The Weekly Plan’s little sister is the Today Message. At the end of each day, we take about five or ten minutes to record our major tasks for the day in our time tracking system (which is powered by DotProject). We click a little button in DotProject, and it generates a short email that summarizes our day in bullet points. We then email that around, thereby providing our teammates with a quick summary of what happened in our lives that day.

Again, it’s simple, fast, and high value.

Real-time communication

3) Skype

We’ve become really addicted to Skype — free, online phone calls and instant messaging. Unlike most of its peers, Skype is cross platform, requires zero setup and is extremely easy to use. We use it to send each other instant messages, and as a substitute for the telephone. Not only does it save us a bundle on inter-office long distance calls, it makes it really easy for us to ask each other quick questions without the interruption of phone call or the clutter of email.

We also use Skype a lot to communicate with our far-flung network of consultants and peers.

Project Management

4) Basecamp

We use Basecamp, an inexpensive web-based project management tool as a lightweight project management (task tracking) tool. It’s quick and simple, great for short-term projects with multiple people including some folks from outside the office. It’s not great for complex, long-term projects.

5) DotProject

We keep a lot of our long-term information, including our time tracking data, in DotProject, a powerful, flexible open-source project management tool. Its UI is a little clunky, but it’s got a great model for tracking time.

6) Salesforce.com

We use Salesforce.com as our internal database of people and organizations.
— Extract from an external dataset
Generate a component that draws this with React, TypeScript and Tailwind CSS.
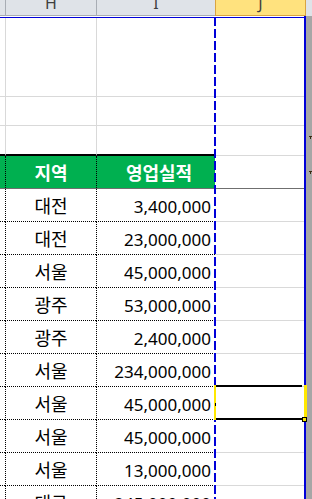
import React from "react"

// 지역별 영업실적 sheet, page-break preview (columns H–J)
const rows: [string, string][] = [
  ["대전", "3,400,000"],
  ["대전", "23,000,000"],
  ["서울", "45,000,000"],
  ["광주", "53,000,000"],
  ["광주", "2,400,000"],
  ["서울", "234,000,000"],
  ["서울", "45,000,000"],
  ["서울", "45,000,000"],
  ["서울", "13,000,000"],
  ["대구", "245,000,000"],
]

function TopRow({ h }: { h: string }) {
  // plain gridline rows above the table
  return (
    <div className="flex">
      <div className={`w-[5px] ${h} border-b border-[#d9d9d9]`} />
      <div className={`w-[91px] ${h} border-l border-b border-[#d9d9d9]`} />
      <div className={`w-[119px] ${h} border-l border-b border-[#d9d9d9]`} />
      <div className={`w-[89px] ${h} border-b border-[#d9d9d9]`} />
    </div>
  )
}

export default function App() {
  return (
    <div className="relative w-[312px] h-[499px] overflow-hidden bg-white font-['Noto_Sans','Noto_Sans_CJK_KR',sans-serif]">
      {/* column letters */}
      <div className="flex h-[16px] bg-[#dfe3e8] text-[16px] leading-[6px] text-[#3f3f3f]">
        <div className="w-[5px] border-b border-[#a8adb4]" />
        <div className="w-[91px] border-l border-b border-[#a8adb4] text-center">H</div>
        <div className="w-[119px] border-l border-b border-[#a8adb4] text-center">I</div>
        <div className="w-[91px] bg-[#ffe27e] border-x border-b border-[#d9a441] text-center">J</div>
        <div className="flex-1" />
      </div>

      <div className="flex">
        {/* print area */}
        <div className="w-[304px]">
          <div className="h-px bg-white" />
          <div className="h-px bg-[#0000d8]" />

          <TopRow h="h-[79px]" />
          <TopRow h="h-[29px]" />
          <div className="flex">
            <div className="w-[5px] h-[30px] border-b-2 border-black" />
            <div className="w-[91px] h-[30px] border-l border-[#d9d9d9] border-b-2 border-b-black" />
            <div className="w-[119px] h-[30px] border-l border-[#d9d9d9] border-b-2 border-b-black" />
            <div className="w-[89px] h-[30px] border-b border-[#d9d9d9]" />
          </div>

          {/* table header */}
          <div className="flex h-[33px] border-b border-[#6f6f6f] text-[18px] font-bold text-white">
            <div className="w-[5px] bg-[#00b050]" />
            <div className="w-[91px] bg-[#00b050] border-l border-dotted border-black flex items-center justify-center pt-[3px]">
              지역
            </div>
            <div className="w-[119px] bg-[#00b050] border-l border-dotted border-black flex items-center justify-center pl-[6px] pt-[3px]">
              영업실적
            </div>
            <div className="w-[89px]" />
          </div>

          {rows.map(([region, amount], i) => (
            <div key={i} className="flex h-[33px] text-black">
              <div className="w-[5px] border-b border-dotted border-black" />
              <div className="w-[91px] border-l border-b border-dotted border-black flex items-center justify-center pt-[3px] text-[18px]">
                {region}
              </div>
              <div className="w-[119px] border-l border-b border-dotted border-black flex items-center justify-end pr-[4px] pt-[3px] text-[17px]">
                {amount}
              </div>
              <div className="w-[89px] border-b border-[#d9d9d9]" />
            </div>
          ))}
        </div>

        {/* print area edge */}
        <div className="w-[3px] h-[483px] bg-[#0000d8]" />
        <div className="flex-1 h-[483px] bg-[#a6a6a6] flex flex-col">
          <div className="h-[120px]" />
          <div className="ml-[3px] w-[3px] h-px bg-[#3b2a12]" />
          <div className="ml-[4px] w-px h-[2px] bg-[#3b2a12]" />
          <div className="h-[32px]" />
          <div className="ml-[3px] w-[3px] h-px bg-[#3b2a12]" />
          <div className="ml-[4px] w-px h-[2px] bg-[#3b2a12]" />
        </div>
      </div>

      {/* automatic page break */}
      <div className="absolute left-[214px] top-[17px] w-[2px] h-[482px] bg-[repeating-linear-gradient(to_bottom,#0000d8_0px,#0000d8_9px,transparent_9px,transparent_12px)]" />

      {/* active cell J */}
      <div className="absolute left-[214px] top-[385px] w-[93px] h-[35px] border-l-2 border-r-[3px] border-[#ffe800] flex flex-col justify-between">
        <div className="h-[2px] bg-black mr-[2px]" />
        <div className="h-[2px] bg-black mr-[2px]" />
      </div>
      <div className="absolute left-[215px] top-[403px] w-px h-[3px] bg-black" />
      <div className="absolute left-[302px] top-[417px] w-[5px] h-[5px] border border-black bg-[#ffe800]" />
    </div>
  )
}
Salesforce has some amazing reporting tools, so we actually use it to build detailed reports on our DotProject task data.

2 Responses to “Collaboration That Works at ONE/Northwest”

  1. jenny says:

    Hi John,
    great entry – it is actually very useful to hear how others make best use of tools to get organized and connected.

    With all those different project/planning tools, I was wondering if you’ve put in place integration between them, (ie basecamp, dotproject and SF) or whether users just flip between them with some inevitable double-entry.

    We’ve been having the discussion here about how many tools it takes to manage time & projects!

    thanks
    Jenny

  2. Jon Stahl says:

    Jenny-

    You’ve hit the nail on the head – there is no “one size fits all” tool that does everything we need just the way we need it.

    We have managed to avoid double-entry, though. The truth about client contact info lives in Salesforce, and DotProject muckles onto it. Time spent on projects gets entered into DotProject, and Salesforce syncs with that for reporting. Basecamp doesn’t integrate with anything, and is used more for tracking ephemeral stuff that doesn’t need to be recorded long-term.